At least eighty U.S. casualties during the 1991 Gulf War were attributed to cluster munition duds. More than 4,000 civilians were killed or injured by cluster munition duds after the end of the war.

Human Rights Watch has called for a global moratorium on use of cluster munitions until the humanitarian problems caused by the weapons are addressed. Short of that commitment, Human Rights Watch has urged the United States and others that may deploy cluster munitions in Iraq to prohibit the use of any cluster munitions in attacks on or near populated areas and to suspend use of cluster munitions that have been tested and identified as producing high dud rates. If cluster munitions are used, it is crucial that the U.S. record, report, track, and mark known or suspected cluster munition strike areas and preserve the information so it can be disseminated quickly in clearance efforts.

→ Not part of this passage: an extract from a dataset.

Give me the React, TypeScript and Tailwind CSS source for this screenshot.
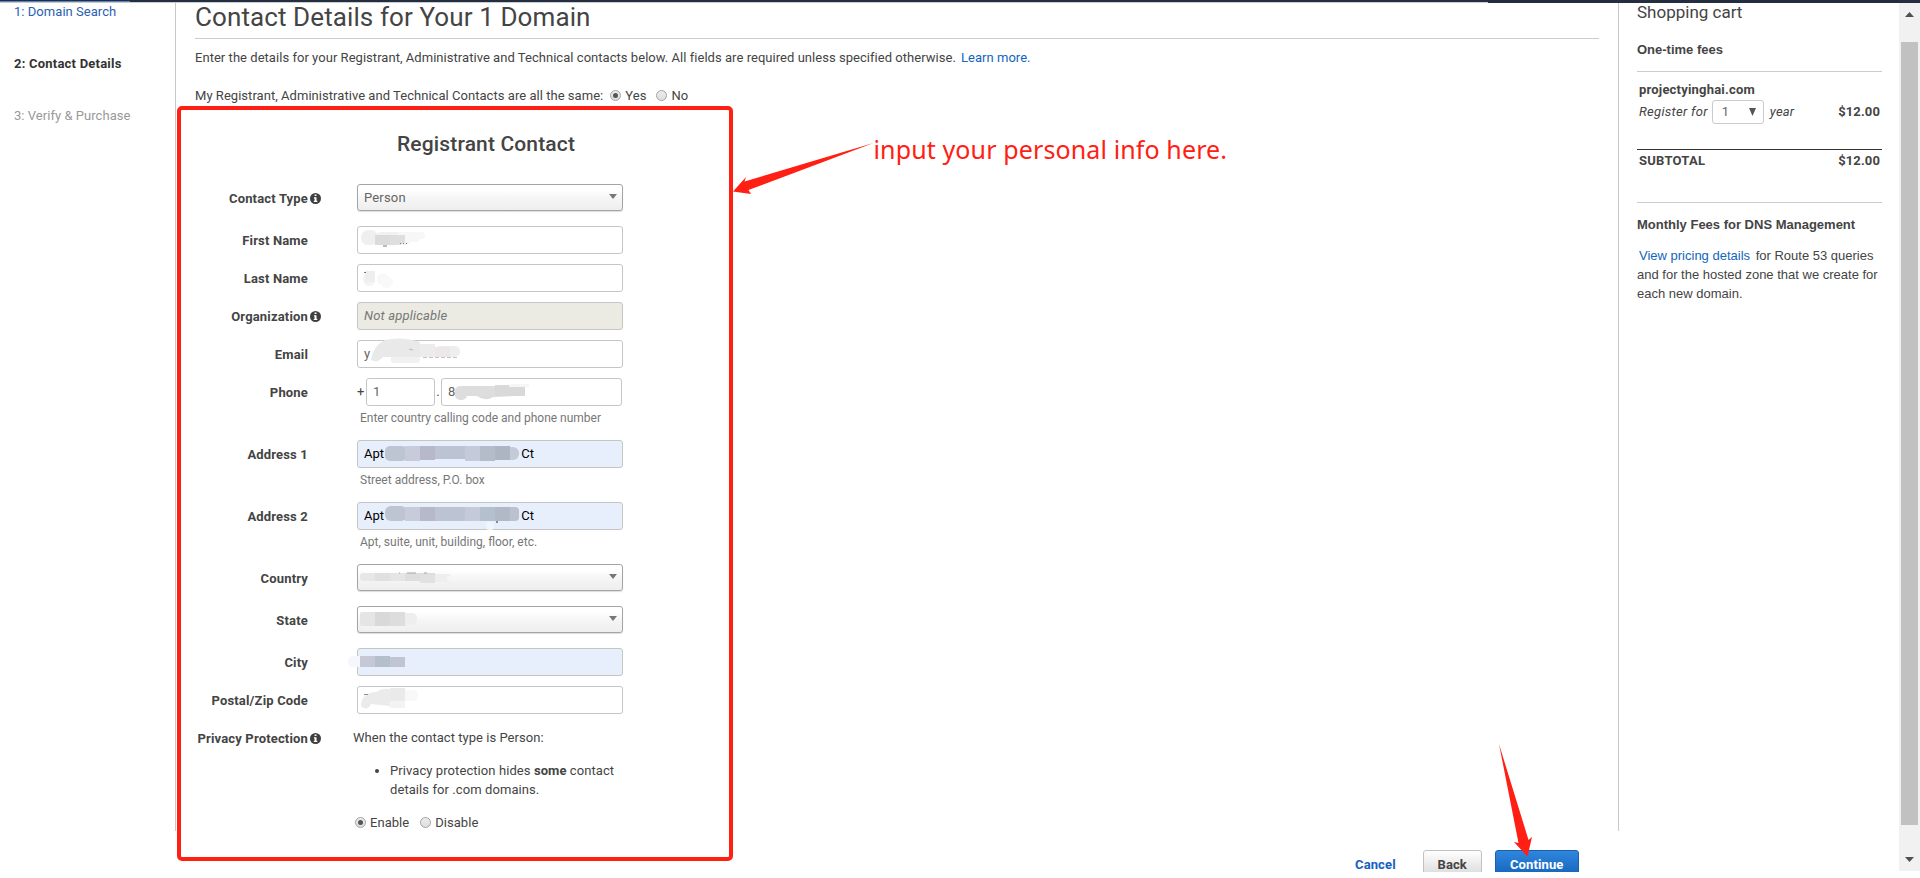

"The United States must rapidly provide extensive information and warnings to civilian populations to protect them from cluster munition duds," said Goose. "The United States now bears a special responsibility to help clear these deadly remnants of war as quickly as possible."

Vast numbers of cluster munition duds will complicate the reconstruction of Iraq as well as endangering civilians and peacekeepers, Goose said.